Re: fighting spam || avoiding spam
Santiago Vila <sanvila@unex.es> wrote:
> On Mon, 7 Jun 2004, Andreas Metzler wrote:
>> I've enabled tagging xbl in spamassassin more than a month ago [...]
> SpamAssassin is not a reliable way to tag messages, because it
> considers IPs in *all* Received: headers, not just the single one that
> has to be considered (the one that contains the real IP from which the
> spammer sends his crap).
Hello,
All messages I receive from Debian have a common path once they have
reached Debian, i.e. if tzere are variations they are caused by the
servers used before Debian is reached. The figure is at least partially
correct (XBL matches only a handful of messages that are not grabbed by
SA anyway)[1]
> Try using a more sophisticated script in perl or some such.

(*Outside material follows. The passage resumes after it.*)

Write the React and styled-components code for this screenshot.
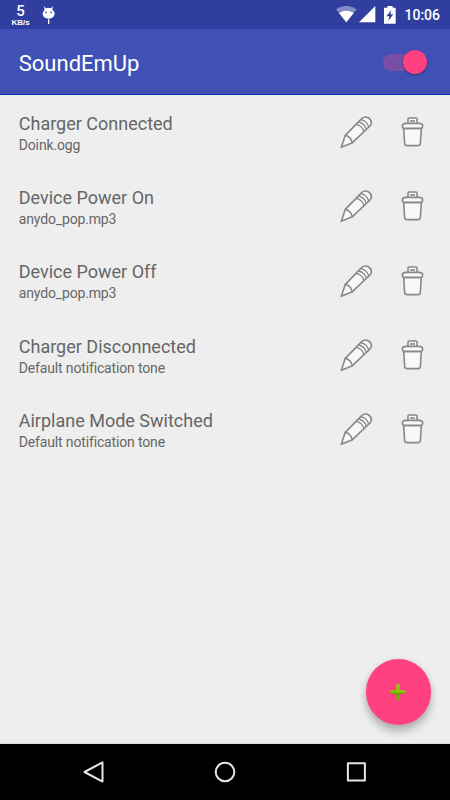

That would not be useful either, because I am not interested in what is
listed in XBL *today* but what was listed when the respective message
was transfered.
> The cbl.abuseat.org list, which is the core of XBL list, is available
> via rsync.
> Also, please don't mix the SBL and the XBL, they are different lists,
> which may be used in combination, or separately.
I did not. This is XBL only, which is what you proposed.
"mandating the use of xbl.spamhaus.org in all MXs"
cu andreas
[1] And FWIW there are still false positives if you only check the IP
murphy/spohr directly received the mail from:
From: Leo Costela <costela@debian.org>
To: Debian Bug Tracking System <submit@bugs.debian.org>
Date: Wed, 12 May 2004 22:33:28 -0300
Message-Id: <E1BO56G-000433-00@wisdom.homelinux.net>
From: "Peter Rockai (mornfall)" <mornfall@danill.sk>
To: Debian Bug Tracking System <submit@bugs.debian.org>
Date: Mon, 31 May 2004 15:03:36 +0200
Message-Id: <20040531130336.BA32640E9A6@lorien.logisys.sk>
I stopped checking after that.
--
NMUs aren't an insult, they're not an attack, and they're
not something to avoid or be ashamed of.